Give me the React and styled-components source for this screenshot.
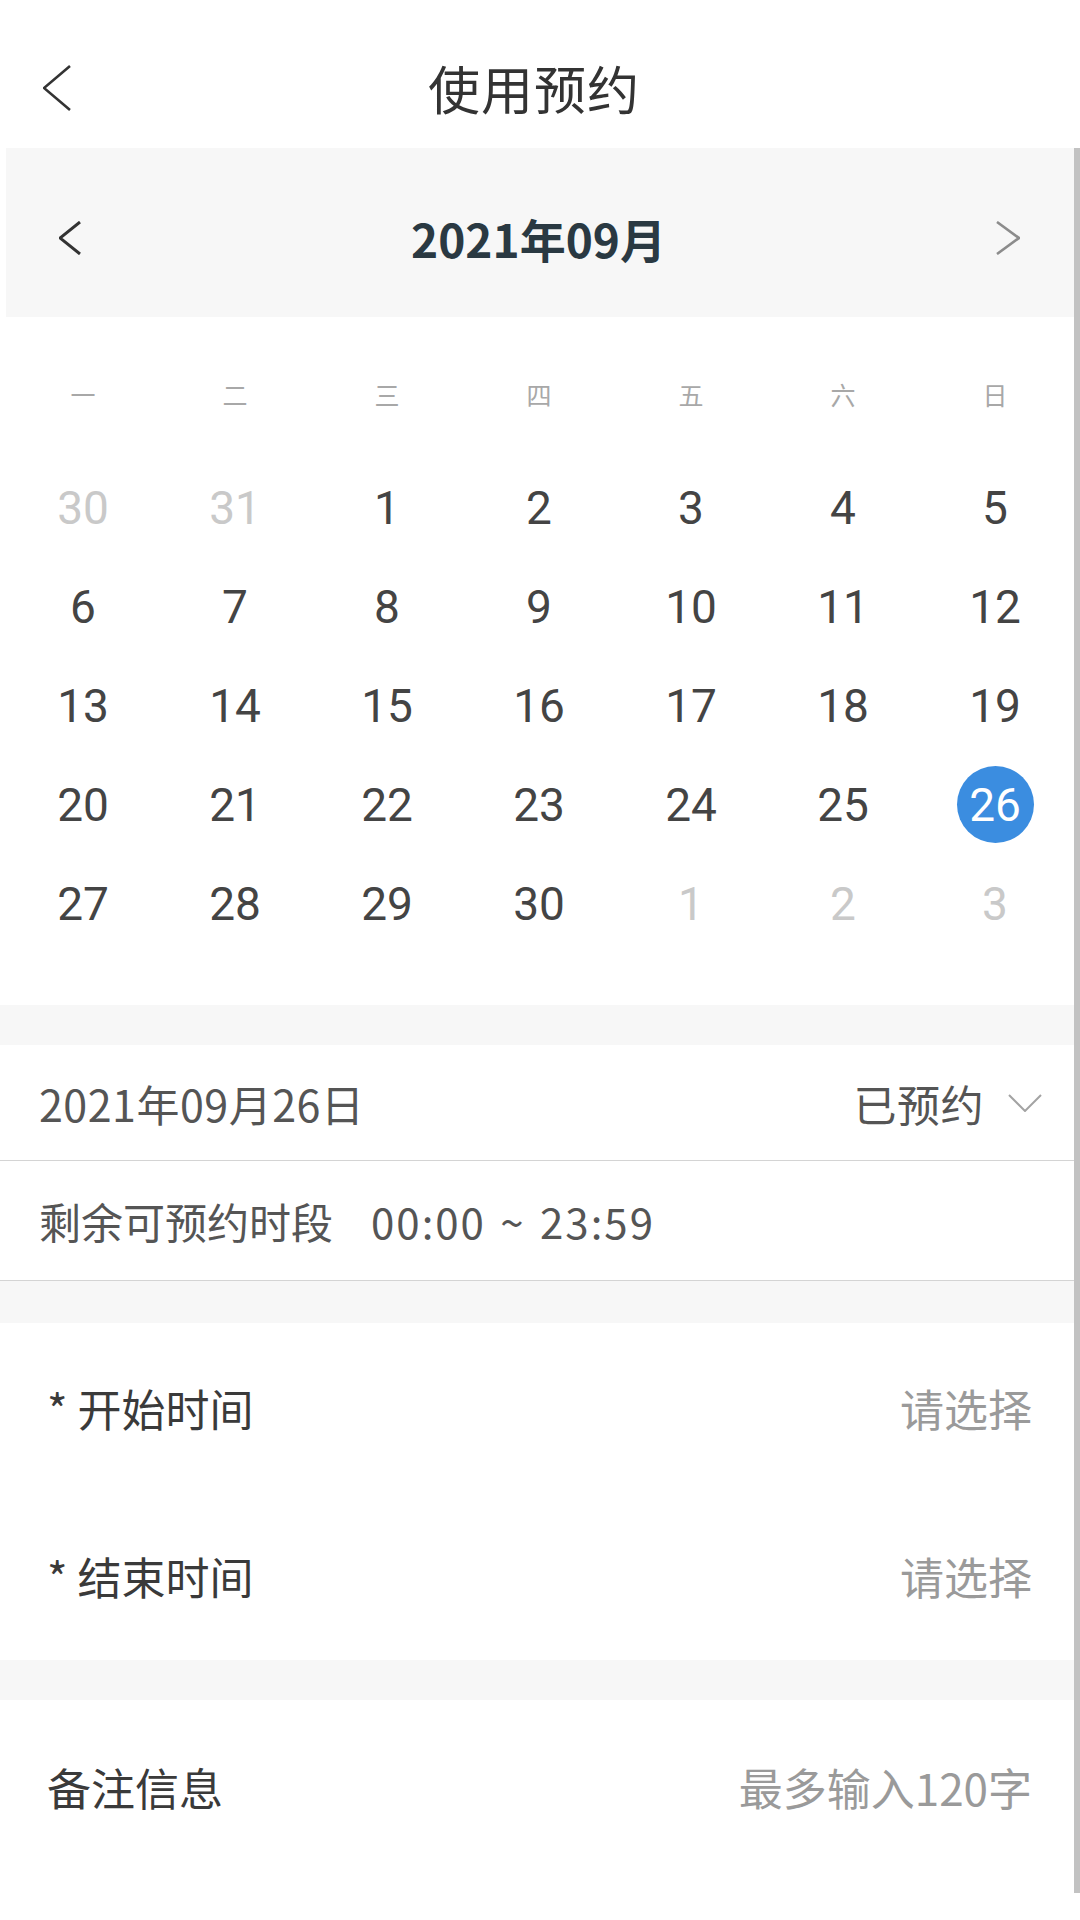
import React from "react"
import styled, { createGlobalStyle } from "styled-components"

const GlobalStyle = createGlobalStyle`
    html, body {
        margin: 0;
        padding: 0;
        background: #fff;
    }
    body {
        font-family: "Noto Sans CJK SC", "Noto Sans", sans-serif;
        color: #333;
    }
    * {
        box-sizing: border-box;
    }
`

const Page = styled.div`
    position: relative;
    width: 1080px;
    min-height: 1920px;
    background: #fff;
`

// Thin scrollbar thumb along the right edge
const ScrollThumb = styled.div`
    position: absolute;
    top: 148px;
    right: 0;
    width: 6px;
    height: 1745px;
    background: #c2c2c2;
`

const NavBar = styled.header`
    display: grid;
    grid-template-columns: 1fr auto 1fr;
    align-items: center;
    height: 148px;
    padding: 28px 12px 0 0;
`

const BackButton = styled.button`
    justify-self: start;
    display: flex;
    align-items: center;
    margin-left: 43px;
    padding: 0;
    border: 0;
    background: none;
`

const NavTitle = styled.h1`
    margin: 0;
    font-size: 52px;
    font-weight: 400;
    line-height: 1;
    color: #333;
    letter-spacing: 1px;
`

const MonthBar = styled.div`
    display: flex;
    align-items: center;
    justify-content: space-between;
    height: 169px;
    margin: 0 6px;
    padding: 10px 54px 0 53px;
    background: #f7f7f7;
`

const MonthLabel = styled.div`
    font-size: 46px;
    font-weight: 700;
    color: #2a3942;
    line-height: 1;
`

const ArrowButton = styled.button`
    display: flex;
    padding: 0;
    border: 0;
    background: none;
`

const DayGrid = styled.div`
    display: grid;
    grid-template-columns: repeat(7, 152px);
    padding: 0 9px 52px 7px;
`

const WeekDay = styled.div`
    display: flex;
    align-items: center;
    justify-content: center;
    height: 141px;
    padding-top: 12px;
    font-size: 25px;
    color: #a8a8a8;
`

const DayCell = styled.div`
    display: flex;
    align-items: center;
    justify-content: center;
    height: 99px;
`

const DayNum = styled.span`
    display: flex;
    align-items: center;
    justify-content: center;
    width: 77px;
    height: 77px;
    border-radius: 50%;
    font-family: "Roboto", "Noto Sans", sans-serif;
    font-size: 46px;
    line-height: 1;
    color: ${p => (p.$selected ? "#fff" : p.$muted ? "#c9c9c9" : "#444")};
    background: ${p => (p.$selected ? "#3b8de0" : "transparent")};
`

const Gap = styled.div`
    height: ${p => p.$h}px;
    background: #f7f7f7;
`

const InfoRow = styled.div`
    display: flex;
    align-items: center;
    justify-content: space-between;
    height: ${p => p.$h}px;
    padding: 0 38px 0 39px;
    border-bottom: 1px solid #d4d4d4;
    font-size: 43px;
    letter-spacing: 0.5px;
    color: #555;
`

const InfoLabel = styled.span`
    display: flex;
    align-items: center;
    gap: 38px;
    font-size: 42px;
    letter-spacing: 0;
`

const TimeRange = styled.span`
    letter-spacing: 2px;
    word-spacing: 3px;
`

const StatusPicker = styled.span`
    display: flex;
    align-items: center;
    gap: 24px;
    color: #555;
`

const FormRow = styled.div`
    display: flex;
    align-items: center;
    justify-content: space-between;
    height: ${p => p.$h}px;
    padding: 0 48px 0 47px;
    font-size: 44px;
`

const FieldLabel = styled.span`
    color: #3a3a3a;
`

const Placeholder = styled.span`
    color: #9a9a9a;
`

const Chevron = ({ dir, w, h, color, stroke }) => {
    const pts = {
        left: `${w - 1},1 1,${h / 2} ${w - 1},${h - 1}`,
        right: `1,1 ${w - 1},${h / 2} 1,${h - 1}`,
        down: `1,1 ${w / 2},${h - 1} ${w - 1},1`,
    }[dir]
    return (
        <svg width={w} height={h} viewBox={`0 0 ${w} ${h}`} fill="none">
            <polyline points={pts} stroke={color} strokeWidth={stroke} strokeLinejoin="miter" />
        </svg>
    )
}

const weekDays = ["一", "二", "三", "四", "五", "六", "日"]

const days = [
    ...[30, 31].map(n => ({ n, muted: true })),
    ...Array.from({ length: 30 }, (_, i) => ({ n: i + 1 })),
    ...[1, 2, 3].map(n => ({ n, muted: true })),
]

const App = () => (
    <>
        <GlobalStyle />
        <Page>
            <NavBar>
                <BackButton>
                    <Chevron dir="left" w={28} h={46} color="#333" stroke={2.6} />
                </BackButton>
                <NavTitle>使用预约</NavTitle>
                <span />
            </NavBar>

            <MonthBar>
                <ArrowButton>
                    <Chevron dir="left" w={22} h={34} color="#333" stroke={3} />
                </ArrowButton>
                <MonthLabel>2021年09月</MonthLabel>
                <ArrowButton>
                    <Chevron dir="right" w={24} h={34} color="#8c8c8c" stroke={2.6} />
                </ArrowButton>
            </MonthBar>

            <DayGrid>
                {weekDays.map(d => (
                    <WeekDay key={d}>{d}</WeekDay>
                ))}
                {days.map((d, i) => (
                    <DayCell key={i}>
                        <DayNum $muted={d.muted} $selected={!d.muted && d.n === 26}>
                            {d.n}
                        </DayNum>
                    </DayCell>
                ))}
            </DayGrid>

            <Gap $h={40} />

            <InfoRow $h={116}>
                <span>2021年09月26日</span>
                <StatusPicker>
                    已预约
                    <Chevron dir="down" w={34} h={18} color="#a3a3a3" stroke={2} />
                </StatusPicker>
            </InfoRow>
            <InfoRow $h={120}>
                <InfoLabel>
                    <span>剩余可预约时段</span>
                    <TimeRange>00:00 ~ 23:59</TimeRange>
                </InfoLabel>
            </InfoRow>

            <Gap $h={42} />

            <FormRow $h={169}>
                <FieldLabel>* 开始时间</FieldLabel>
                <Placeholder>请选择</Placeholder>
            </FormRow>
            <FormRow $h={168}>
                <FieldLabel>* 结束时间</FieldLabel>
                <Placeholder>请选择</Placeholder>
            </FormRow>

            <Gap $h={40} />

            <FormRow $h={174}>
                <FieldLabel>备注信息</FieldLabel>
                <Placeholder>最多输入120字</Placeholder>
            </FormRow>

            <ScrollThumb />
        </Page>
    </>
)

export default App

──────────

__WORK TO DO__.
Except for the pictures, reproduce every line exactly.

__COMPLETE RESPONSE__.
Give me the React and styled-components source for this screenshot.
import React from "react"
import styled, { createGlobalStyle } from "styled-components"

const GlobalStyle = createGlobalStyle`
    html, body {
        margin: 0;
        padding: 0;
        background: #fff;
    }
    body {
        font-family: "Noto Sans CJK SC", "Noto Sans", sans-serif;
        color: #333;
    }
    * {
        box-sizing: border-box;
    }
`

const Page = styled.div`
    position: relative;
    width: 1080px;
    min-height: 1920px;
    background: #fff;
`

// Thin scrollbar thumb along the right edge
const ScrollThumb = styled.div`
    position: absolute;
    top: 148px;
    right: 0;
    width: 6px;
    height: 1745px;
    background: #c2c2c2;
`

const NavBar = styled.header`
    display: grid;
    grid-template-columns: 1fr auto 1fr;
    align-items: center;
    height: 148px;
    padding: 28px 12px 0 0;
`

const BackButton = styled.button`
    justify-self: start;
    display: flex;
    align-items: center;
    margin-left: 43px;
    padding: 0;
    border: 0;
    background: none;
`

const NavTitle = styled.h1`
    margin: 0;
    font-size: 52px;
    font-weight: 400;
    line-height: 1;
    color: #333;
    letter-spacing: 1px;
`

const MonthBar = styled.div`
    display: flex;
    align-items: center;
    justify-content: space-between;
    height: 169px;
    margin: 0 6px;
    padding: 10px 54px 0 53px;
    background: #f7f7f7;
`

const MonthLabel = styled.div`
    font-size: 46px;
    font-weight: 700;
    color: #2a3942;
    line-height: 1;
`

const ArrowButton = styled.button`
    display: flex;
    padding: 0;
    border: 0;
    background: none;
`

const DayGrid = styled.div`
    display: grid;
    grid-template-columns: repeat(7, 152px);
    padding: 0 9px 52px 7px;
`

const WeekDay = styled.div`
    display: flex;
    align-items: center;
    justify-content: center;
    height: 141px;
    padding-top: 12px;
    font-size: 25px;
    color: #a8a8a8;
`

const DayCell = styled.div`
    display: flex;
    align-items: center;
    justify-content: center;
    height: 99px;
`

const DayNum = styled.span`
    display: flex;
    align-items: center;
    justify-content: center;
    width: 77px;
    height: 77px;
    border-radius: 50%;
    font-family: "Roboto", "Noto Sans", sans-serif;
    font-size: 46px;
    line-height: 1;
    color: ${p => (p.$selected ? "#fff" : p.$muted ? "#c9c9c9" : "#444")};
    background: ${p => (p.$selected ? "#3b8de0" : "transparent")};
`

const Gap = styled.div`
    height: ${p => p.$h}px;
    background: #f7f7f7;
`

const InfoRow = styled.div`
    display: flex;
    align-items: center;
    justify-content: space-between;
    height: ${p => p.$h}px;
    padding: 0 38px 0 39px;
    border-bottom: 1px solid #d4d4d4;
    font-size: 43px;
    letter-spacing: 0.5px;
    color: #555;
`

const InfoLabel = styled.span`
    display: flex;
    align-items: center;
    gap: 38px;
    font-size: 42px;
    letter-spacing: 0;
`

const TimeRange = styled.span`
    letter-spacing: 2px;
    word-spacing: 3px;
`

const StatusPicker = styled.span`
    display: flex;
    align-items: center;
    gap: 24px;
    color: #555;
`

const FormRow = styled.div`
    display: flex;
    align-items: center;
    justify-content: space-between;
    height: ${p => p.$h}px;
    padding: 0 48px 0 47px;
    font-size: 44px;
`

const FieldLabel = styled.span`
    color: #3a3a3a;
`

const Placeholder = styled.span`
    color: #9a9a9a;
`

const Chevron = ({ dir, w, h, color, stroke }) => {
    const pts = {
        left: `${w - 1},1 1,${h / 2} ${w - 1},${h - 1}`,
        right: `1,1 ${w - 1},${h / 2} 1,${h - 1}`,
        down: `1,1 ${w / 2},${h - 1} ${w - 1},1`,
    }[dir]
    return (
        <svg width={w} height={h} viewBox={`0 0 ${w} ${h}`} fill="none">
            <polyline points={pts} stroke={color} strokeWidth={stroke} strokeLinejoin="miter" />
        </svg>
    )
}

const weekDays = ["一", "二", "三", "四", "五", "六", "日"]

const days = [
    ...[30, 31].map(n => ({ n, muted: true })),
    ...Array.from({ length: 30 }, (_, i) => ({ n: i + 1 })),
    ...[1, 2, 3].map(n => ({ n, muted: true })),
]

const App = () => (
    <>
        <GlobalStyle />
        <Page>
            <NavBar>
                <BackButton>
                    <Chevron dir="left" w={28} h={46} color="#333" stroke={2.6} />
                </BackButton>
                <NavTitle>使用预约</NavTitle>
                <span />
            </NavBar>

            <MonthBar>
                <ArrowButton>
                    <Chevron dir="left" w={22} h={34} color="#333" stroke={3} />
                </ArrowButton>
                <MonthLabel>2021年09月</MonthLabel>
                <ArrowButton>
                    <Chevron dir="right" w={24} h={34} color="#8c8c8c" stroke={2.6} />
                </ArrowButton>
            </MonthBar>

            <DayGrid>
                {weekDays.map(d => (
                    <WeekDay key={d}>{d}</WeekDay>
                ))}
                {days.map((d, i) => (
                    <DayCell key={i}>
                        <DayNum $muted={d.muted} $selected={!d.muted && d.n === 26}>
                            {d.n}
                        </DayNum>
                    </DayCell>
                ))}
            </DayGrid>

            <Gap $h={40} />

            <InfoRow $h={116}>
                <span>2021年09月26日</span>
                <StatusPicker>
                    已预约
                    <Chevron dir="down" w={34} h={18} color="#a3a3a3" stroke={2} />
                </StatusPicker>
            </InfoRow>
            <InfoRow $h={120}>
                <InfoLabel>
                    <span>剩余可预约时段</span>
                    <TimeRange>00:00 ~ 23:59</TimeRange>
                </InfoLabel>
            </InfoRow>

            <Gap $h={42} />

            <FormRow $h={169}>
                <FieldLabel>* 开始时间</FieldLabel>
                <Placeholder>请选择</Placeholder>
            </FormRow>
            <FormRow $h={168}>
                <FieldLabel>* 结束时间</FieldLabel>
                <Placeholder>请选择</Placeholder>
            </FormRow>

            <Gap $h={40} />

            <FormRow $h={174}>
                <FieldLabel>备注信息</FieldLabel>
                <Placeholder>最多输入120字</Placeholder>
            </FormRow>

            <ScrollThumb />
        </Page>
    </>
)

export default App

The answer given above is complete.